= Hasan Iğsız =

Turkish general

Hasan Iğsız (born 1946, Istanbul, Turkey) is a retired General in the Turkish Army. He was Commander of the First Army of Turkey from 2009 to 2010. He was formerly a defendant in the Internet Memorandum trial, where he was tried together with Turkey's former Chief of Staff, İlker Başbuğ. Later this trial was merged into the controversial Ergenekon trials. Iğsız was subsequently acquitted in 2016. The Ergenekon trials targeted a very heterogeneous group of people, merged different trials into one, and mobilized conspiracies tainted with fabricated evidence in the struggle to dominate Turkey's institutions.

==Career==
Iğsız graduated from the Turkish Military Academy in 1966 and from the Turkish Military College in 1976. He was promoted to Brigadier-General in 1993 and Major-General in 1997. He was promoted to General and appointed Commander of the 2nd Army in 2006 (30 August 2006 – 30 August 2008), and Deputy Chief of the General Staff (tr) in 2008. He was Commander of the First Army of Turkey from 2009 to 2010.

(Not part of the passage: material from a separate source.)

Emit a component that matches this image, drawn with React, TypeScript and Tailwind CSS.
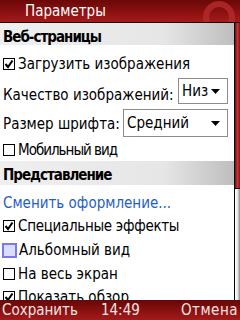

Iğsız was due to be appointed Commander of the Turkish Land Forces, but his appointment was blocked by launching the Internet Memorandum investigation, claiming that he was instrumental in launching websites to incite a military coup. Launched on the day of the military council deliberations with the President and the Prime Minister, the investigation was deployed to dismiss his appointment to the Land Forces.